Like as I said in my "Firework" blog, I can't lose sight of who am I, what I want in life, and how I'm going to accomplish the things I want. I'm really trying so hard to stay positive and just pump myself up for. I feel like it's working, I just want to make sure everyone else is seeing that I am improving my craft, I'm getting healthier, and I am happy. Sometimes, I feel like I'm the only one who can see the changes. However, I know I'm going to get to accomplish all my goals.
So many great things are coming up for me I know it! Hopefully a job will be one of them, and I'm hoping I can nail some or all of the auditions I have coming up in the following year. I really feel like they are, but I don't want to build myself up and get excited for these things, and they don't work out. I really they like they will though (work out). I can't wait to share the news with the world.
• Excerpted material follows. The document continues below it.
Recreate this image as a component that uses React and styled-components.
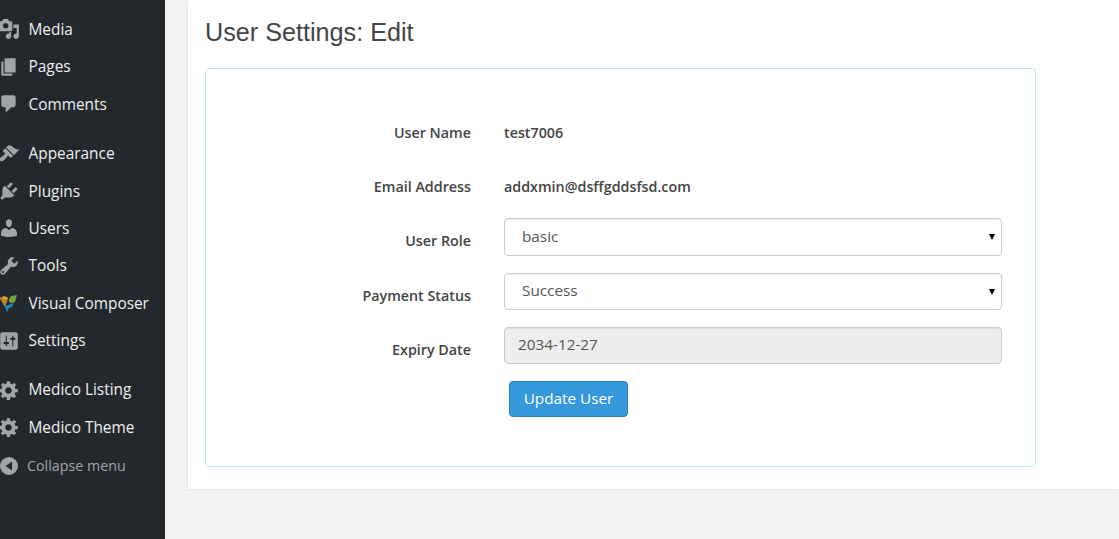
import React from 'react'
import styled, { createGlobalStyle } from 'styled-components'

const GlobalStyle = createGlobalStyle`
  html, body {
    margin:0;
    height:100%;
    overflow:hidden;
    background:#f1f1f1;
    font-family:"Open Sans", sans-serif;
  }
`
const Page = styled.div`
  display:flex;
  height:539px;
  overflow:hidden;
`
const Sidebar = styled.nav`
  width:165px;
  flex-shrink:0;
  background:#23282d;
  padding-top:10.75px;
  box-sizing:border-box;
`
const MenuRow = styled.div`
  display:flex;
  align-items:center;
  height:37.4px;
  margin-top:${p => (p.$separated ? '12px' : '0')};
  color:#eee;
  font-size:15.4px;
`
const IconSlot = styled.svg`
  width:22px;
  height:22px;
  margin-left:-2px;
  margin-right:8.5px;
  flex-shrink:0;
  fill:#a0a5aa;
`
const CollapseRow = styled.div`
  display:flex;
  align-items:center;
  height:20px;
  margin-top:9.55px;
  color:#a0a5aa;
  font-size:14.3px;
`
const CollapseIcon = styled.svg`
  width:20px;
  height:20px;
  margin-left:-1px;
  margin-right:8px;
  fill:#a0a5aa;
`
const MainArea = styled.main`
  flex-grow:1;
  padding-left:23px;
`
const Panel = styled.section`
  height:489px;
  box-sizing:border-box;
  padding:0 83px 0 17px;
  background:#fff;
  box-shadow:0 0 2px rgba(0,0,0,.12);
`
const Title = styled.h1`
  margin:0;
  height:68px;
  padding-top:17px;
  box-sizing:border-box;
  font:400 25.2px/30px "Liberation Sans", Arial, sans-serif;
  color:#444;
`
const Card = styled.div`
  height:399px;
  box-sizing:border-box;
  border:1px solid #bce8f1;
  border-radius:4px;
  padding:36px 33px 0 0;
`
const FormRow = styled.div`
  display:grid;
  grid-template-columns:265px 498px;
  column-gap:33px;
  align-items:center;
  height:${p => p.$height}px;
  margin-bottom:${p => p.$gap}px;
`
const Label = styled.label`
  text-align:right;
  font-size:14.3px;
  font-weight:600;
  color:#444;
  padding-top:${p => p.$drop || 0}px;
`
const Value = styled.div`
  font-size:14.3px;
  font-weight:600;
  color:#444;
`
const SelectWrap = styled.div`
  position:relative;
  height:100%;
  &::after {
    content:'';
    position:absolute;
    right:7px;
    top:50%;
    margin-top:-3px;
    border-top:6px solid #000;
    border-left:3px solid transparent;
    border-right:3px solid transparent;
    pointer-events:none;
  }
`
const Select = styled.select`
  appearance:none;
  width:100%;
  height:100%;
  box-sizing:border-box;
  padding:0 17px ${p => p.$lift}px;
  border:1px solid #ccc;
  border-radius:4px;
  background:#fff;
  box-shadow:inset 0 1px 1px rgba(0,0,0,.075);
  font:400 15.3px "Open Sans", sans-serif;
  color:#555;
`
const DateInput = styled.input`
  width:100%;
  height:100%;
  box-sizing:border-box;
  padding:0 13px 4px;
  border:1px solid #ccc;
  border-radius:4px;
  background:#eee;
  box-shadow:inset 0 1px 1px rgba(0,0,0,.075);
  font:400 15.3px "Open Sans", sans-serif;
  color:#555;
  opacity:1;
`
const ButtonRow = styled.div`
  padding-left:303px;
`
const UpdateButton = styled.button`
  width:119px;
  height:36px;
  padding:0 0 2px;
  border:1px solid #2a80b9;
  border-radius:4px;
  background:#3498db;
  color:#fff;
  font:400 15.3px "Open Sans", sans-serif;
`

const icons = {
  media: 'M13 11V4c0-.55-.45-1-1-1h-1.67L9 1H5L3.67 3H2c-.55 0-1 .45-1 1v7c0 .55.45 1 1 1h10c.55 0 1-.45 1-1zM7 4.5c1.38 0 2.5 1.12 2.5 2.5S8.38 9.5 7 9.5 4.5 8.38 4.5 7 5.62 4.5 7 4.5zM14 6h5v10.5c0 1.38-1.12 2.5-2.5 2.5S14 17.88 14 16.5s1.12-2.5 2.5-2.5c.17 0 .34.02.5.05V9h-3V6zm-4 8.05V13h2v3.5c0 1.38-1.12 2.5-2.5 2.5S7 17.88 7 16.5 8.12 14 9.5 14c.17 0 .34.02.5.05z',
  pages: 'M6 15V2h10v13H6zm-1 1h8v2H3V5h2v11z',
  comments: 'M5 2h9c1.1 0 2 .9 2 2v7c0 1.1-.9 2-2 2h-2l-5 5v-5H5c-1.1 0-2-.9-2-2V4c0-1.1.9-2 2-2z',
  appearance: 'M14.48 11.06L7.41 3.99l1.5-1.5c.5-.56 2.3-.47 3.51.32 1.21.8 1.43 1.28 2.91 2.1 1.18.64 2.45 1.26 4.45.85zm-.71.71L6.7 4.7 4.93 6.47c-.39.39-.39 1.02 0 1.41l1.06 1.06c.39.39.39 1.03 0 1.42-.6.6-1.43 1.11-2.21 1.69-.35.26-.7.53-1.01.84C1.43 13.23.91 15.01 1.9 16c.99.99 2.77.47 4.06-.82.31-.31.58-.66.84-1.01.58-.78 1.09-1.61 1.69-2.21.39-.39 1.03-.39 1.42 0l1.06 1.06c.39.39 1.02.39 1.41 0z',
  plugins: 'M13.11 4.36L9.87 7.6 8 5.73l3.24-3.24c.35-.34 1.05-.2 1.56.32.52.51.66 1.21.31 1.55zm-8 1.77l.91-1.12 9.01 9.01-1.19.84c-.71.71-2.63 1.16-3.82 1.16H6.14L4.9 17.26c-.59.59-1.54.59-2.12 0-.59-.58-.59-1.53 0-2.12l1.24-1.24v-3.88c0-1.13.4-3.19 1.09-3.89zm7.26 3.97l3.24-3.24c.34-.35 1.04-.21 1.55.31.52.51.66 1.21.31 1.55l-3.24 3.25z',
  users: 'M10 9.25c-2.27 0-2.73-3.44-2.73-3.44C7 4.02 7.82 2 9.97 2c2.16 0 2.98 2.02 2.71 3.81 0 0-.41 3.44-2.68 3.44zm0 2.57L12.72 10c2.39 0 4.52 2.33 4.52 4.53v2.49s-3.65 1.13-7.24 1.13c-3.65 0-7.24-1.13-7.24-1.13v-2.49c0-2.25 1.94-4.48 4.47-4.48z',
  tools: 'M16.68 9.77c-1.34 1.34-3.3 1.67-4.95.99l-5.41 6.52c-.99.99-2.59.99-3.58 0s-.99-2.59 0-3.57l6.52-5.42c-.68-1.65-.35-3.61.99-4.95 1.28-1.28 3.12-1.62 4.72-1.06l-2.89 2.89 2.82 2.82 2.86-2.87c.53 1.58.18 3.39-1.08 4.65zM3.81 16.21c.4.39 1.04.39 1.43 0 .4-.4.4-1.04 0-1.43-.39-.4-1.03-.4-1.43 0-.39.39-.39 1.03 0 1.43z',
  settings: 'M18 16V4c0-1.1-.9-2-2-2H4c-1.1 0-2 .9-2 2v12c0 1.1.9 2 2 2h12c1.1 0 2-.9 2-2zM8 11h1c.55 0 1 .45 1 1s-.45 1-1 1H8v1.5c0 .28-.22.5-.5.5s-.5-.22-.5-.5V13H6c-.55 0-1-.45-1-1s.45-1 1-1h1V5.5c0-.28.22-.5.5-.5s.5.22.5.5V11zm5-2h-1c-.55 0-1-.45-1-1s.45-1 1-1h1V5.5c0-.28.22-.5.5-.5s.5.22.5.5V7h1c.55 0 1 .45 1 1s-.45 1-1 1h-1v5.5c0 .28-.22.5-.5.5s-.5-.22-.5-.5V9z',
  generic: 'M18 12h-2.18c-.17.7-.44 1.35-.81 1.93l1.54 1.54-2.1 2.1-1.54-1.54c-.58.36-1.23.63-1.91.79V19H8v-2.18c-.68-.16-1.33-.43-1.91-.79l-1.54 1.54-2.12-2.12 1.54-1.54c-.36-.58-.63-1.23-.79-1.91H1V9.03h2.17c.16-.7.44-1.35.8-1.94L2.43 5.55l2.1-2.1 1.54 1.54c.58-.37 1.24-.64 1.93-.81V2h3v2.18c.68.16 1.33.43 1.91.79l1.54-1.54 2.12 2.12-1.54 1.54c.36.59.64 1.24.8 1.94H18V12zm-8.5 1.5c1.66 0 3-1.34 3-3s-1.34-3-3-3-3 1.34-3 3 1.34 3 3 3z'
}

const MenuIcon = ({ name }) => (
  <IconSlot viewBox="0 0 20 20">
    <path d={icons[name]} fillRule="evenodd" />
  </IconSlot>
)

const ComposerIcon = () => (
  <IconSlot viewBox="0 0 22 22">
    <path d="M1 6l5-2 4 2-1 4-2 5-3-5z" fill="#b5872f" />
    <path d="M6 4l4 2-2 2-3-2z" fill="#dba52c" />
    <path d="M11 7l2-3 6-1-2 7-3 1-3-1z" fill="#6fa53a" />
    <path d="M6 14l4-1 6-2-2 4-3 1-2 4-1-3z" fill="#1c87b8" />
  </IconSlot>
)

const menu = [
  { label: 'Media', icon: 'media' },
  { label: 'Pages', icon: 'pages' },
  { label: 'Comments', icon: 'comments' },
  { label: 'Appearance', icon: 'appearance', separated: true },
  { label: 'Plugins', icon: 'plugins' },
  { label: 'Users', icon: 'users' },
  { label: 'Tools', icon: 'tools' },
  { label: 'Visual Composer', icon: 'composer' },
  { label: 'Settings', icon: 'settings' },
  { label: 'Medico Listing', icon: 'generic', separated: true },
  { label: 'Medico Theme', icon: 'generic' }
]

export default function App() {
  return (
    <Page>
      <GlobalStyle />
      <Sidebar>
        {menu.map(item => (
          <MenuRow key={item.label} $separated={item.separated}>
            {item.icon === 'composer' ? <ComposerIcon /> : <MenuIcon name={item.icon} />}
            {item.label}
          </MenuRow>
        ))}
        <CollapseRow>
          <CollapseIcon viewBox="0 0 20 20">
            <path fillRule="evenodd" d="M10 1a9 9 0 1 1 0 18 9 9 0 0 1 0-18zm3 4.5L6.5 10l6.5 4.5z" />
          </CollapseIcon>
          Collapse menu
        </CollapseRow>
      </Sidebar>
      <MainArea>
        <Panel>
          <Title>User Settings: Edit</Title>
          <Card>
            <FormRow $height={54} $gap={0}>
              <Label>User Name</Label>
              <Value>test7006</Value>
            </FormRow>
            <FormRow $height={54} $gap={5}>
              <Label>Email Address</Label>
              <Value>addxmin@dsffgddsfsd.com</Value>
            </FormRow>
            <FormRow $height={38} $gap={17}>
              <Label $drop={6}>User Role</Label>
              <SelectWrap>
                <Select $lift={2} defaultValue="basic"><option>basic</option></Select>
              </SelectWrap>
            </FormRow>
            <FormRow $height={37} $gap={17}>
              <Label $drop={7}>Payment Status</Label>
              <SelectWrap>
                <Select $lift={4} defaultValue="Success"><option>Success</option></Select>
              </SelectWrap>
            </FormRow>
            <FormRow $height={37} $gap={17}>
              <Label $drop={7}>Expiry Date</Label>
              <DateInput disabled value="2034-12-27" readOnly />
            </FormRow>
            <ButtonRow>
              <UpdateButton>Update User</UpdateButton>
            </ButtonRow>
          </Card>
        </Panel>
      </MainArea>
    </Page>
  )
}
The only thing in my life that is really really bothering me I guess is that I'm single. I know everything happens for a reason, and you can't wait around for your prince charming, he's going to come to you, but I just feel like when is it my turn? I want to fall madly in love with someone , and then fall in back in love with me too. I want a relationship. I really think, I can handle one now in my life. Before, I didn't really know what I wanted in life. I was going down the wrong path, but now I'm on the right path, so I think I really am ready to give my heart up again and love again. I really want it. I deserve an amazing guy in my life. Now, I just need to meet him. He's out there somewhere looking for me.
I know now when it does happen, I will be ready for it, I won't be scared, I won't put up a wall. This time is going to be it, this guy who is coming up in my life will be the one for me. I can just feel it. So I guess I need to stop worrying about not meeting anyone, cause I know I will.
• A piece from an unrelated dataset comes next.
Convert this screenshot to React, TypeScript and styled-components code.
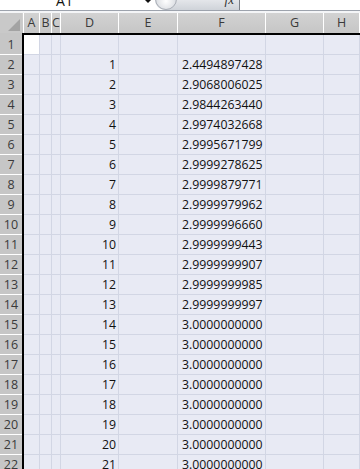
import React from "react";
import styled, { createGlobalStyle } from "styled-components";

const Global = createGlobalStyle`
  html, body { margin: 0; padding: 0; background: #ffffff; }
  body { width: 360px; height: 469px; overflow: hidden; font-family: "Open Sans", "Liberation Sans", sans-serif; }
  * { box-sizing: border-box; }
`;

const Sheet = styled.div`
  width: 360px;
  height: 469px;
  overflow: hidden;
  display: flex;
  flex-direction: column;
  background: #ffffff;
`;

const FormulaBar = styled.div`
  height: 11px;
  display: flex;
  overflow: hidden;
  border-bottom: 1px solid #9da3ad;
  flex-shrink: 0;
`;

const NameBox = styled.div`
  width: 155px;
  display: flex;
  align-items: flex-end;
  position: relative;
  background: #ffffff;
`;

const NameText = styled.span`
  flex: 1;
  text-align: center;
  font-size: 14px;
  line-height: 14px;
  height: 14px;
  margin-bottom: 2px;
  padding-right: 26px;
  color: #111;
`;

const DropArrow = styled.span`
  position: absolute;
  left: 145px;
  top: 0;
  width: 0;
  height: 0;
  border-left: 3px solid transparent;
  border-right: 3px solid transparent;
  border-top: 3px solid #111;
`;

const FxArea = styled.div`
  width: 85px;
  display: flex;
  align-items: flex-end;
  justify-content: flex-end;
  padding-right: 5px;
  background: linear-gradient(#e4e6ea, #cfd3d9);
  border-bottom-left-radius: 10px;
  border-right: 1px solid #7b8088;
  position: relative;
`;

const RoundBtn = styled.span`
  position: absolute;
  left: 0;
  bottom: 0;
  width: 22px;
  height: 22px;
  border-radius: 50%;
  background: radial-gradient(circle at 50% 60%, #ffffff, #d8dbe0 70%, #b9bec6);
  border: 1px solid #a9aeb6;
`;

const FxText = styled.span`
  font-family: "Liberation Serif", serif;
  font-style: italic;
  font-size: 13px;
  line-height: 13px;
  height: 13px;
  margin-bottom: 4px;
  color: #333;
`;

const FormulaInput = styled.div`
  flex: 1;
  background: #ffffff;
`;

const Gap = styled.div`
  height: 2px;
  background: #f4f5f7;
  flex-shrink: 0;
`;

const Grid = styled.div`
  display: grid;
  grid-template-columns: 22px 2px 16px 12px 9px 58px 59px 88px 58px 1fr;
  grid-template-rows: 20px 2px repeat(22, 20px);
  flex: 1;
  align-content: start;
`;

const Corner = styled.div`
  background: #c9c9c9;
  display: flex;
  align-items: flex-end;
  justify-content: flex-end;
  padding: 0 2px 2px 0;
`;

const HeaderCell = styled.div`
  background: linear-gradient(#d2d2d2, #c6c6c6);
  border-right: 1px solid #ffffff;
  color: #3a3a3a;
  font-size: 12.5px;
  display: flex;
  align-items: center;
  justify-content: center;
  line-height: 20px;
`;

const HeaderGap = styled.div`
  background: linear-gradient(#d2d2d2, #c6c6c6);
  border-right: 1px solid #ffffff;
`;

const UnderCorner = styled.div`
  background: #c6c6c6;
  grid-column: 1 / 2;
`;

const BlackV = styled.div`
  background: #000000;
`;

const BlackH = styled.div`
  background: #000000;
  grid-column: 2 / -1;
`;

const RowHead = styled.div`
  background: #c6c6c6;
  border-bottom: 1px solid #ffffff;
  color: #3a3a3a;
  font-size: 12.5px;
  display: flex;
  align-items: center;
  justify-content: center;
  padding-bottom: 1px;
`;

const Cell = styled.div<{ $active?: boolean; $align?: "left" | "right" }>`
  background: ${(p) => (p.$active ? "#ffffff" : "#e8eaf4")};
  border-right: 1px solid #d2d6e4;
  border-bottom: 1px solid #d2d6e4;
  color: #111111;
  font-size: 12.3px;
  display: flex;
  align-items: center;
  justify-content: ${(p) => (p.$align === "right" ? "flex-end" : "flex-start")};
  padding: 0 2px 1px 4px;
  white-space: nowrap;
  overflow: hidden;
`;

const values = [
  "2.4494897428",
  "2.9068006025",
  "2.9844263440",
  "2.9974032668",
  "2.9995671799",
  "2.9999278625",
  "2.9999879771",
  "2.9999979962",
  "2.9999996660",
  "2.9999999443",
  "2.9999999907",
  "2.9999999985",
  "2.9999999997",
  "3.0000000000",
  "3.0000000000",
  "3.0000000000",
  "3.0000000000",
  "3.0000000000",
  "3.0000000000",
  "3.0000000000",
  "3.0000000000",
];

const letters = ["A", "B", "C", "D", "E", "F", "G", "H"];

export default function App() {
  const rows: React.ReactNode[] = [];
  for (let r = 1; r <= 22; r++) {
    const d = r >= 2 ? String(r - 1) : "";
    const f = r >= 2 ? values[r - 2] : "";
    rows.push(
      <React.Fragment key={r}>
        <RowHead>{r}</RowHead>
        <BlackV />
        <Cell $active={r === 1} />
        <Cell />
        <Cell />
        <Cell $align="right">{d}</Cell>
        <Cell />
        <Cell>{f}</Cell>
        <Cell />
        <Cell />
      </React.Fragment>
    );
  }
  return (
    <Sheet>
      <Global />
      <FormulaBar>
        <NameBox>
          <NameText>A1</NameText>
          <DropArrow />
        </NameBox>
        <FxArea>
          <RoundBtn />
          <FxText>fx</FxText>
        </FxArea>
        <FormulaInput />
      </FormulaBar>
      <Gap />
      <Grid>
        <Corner>
          <svg width="12" height="12" viewBox="0 0 12 12">
            <polygon points="12,0 12,12 0,12" fill="#a3a3a3" />
          </svg>
        </Corner>
        <HeaderGap />
        {letters.map((l) => (
          <HeaderCell key={l}>{l}</HeaderCell>
        ))}
        <UnderCorner />
        <BlackH />
        {rows}
      </Grid>
    </Sheet>
  );
}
I'm just happy with everything honestly. I know I'm going to have a job soon, I'm getting healthier, I'm improving and strengthening my craft, and Mr. Right is on his way. I guess I really have nothing to worry about it.
So I can say, I know what lies just beyond the river bed, or at least vaguely I do! Everything, I'm dreaming and hoping for will happen; just in the time it's meant to, but I will get to accomplish all of my dreams and the things I want in life.
Anyways, I hope this blog finds you all well and happy. Remember , everything will work out, and things will fall perfectly into your path. Just make sure it's the right path. Trust me, you'll know if it's the right one. Do you know what lies beyond the riverbed for you?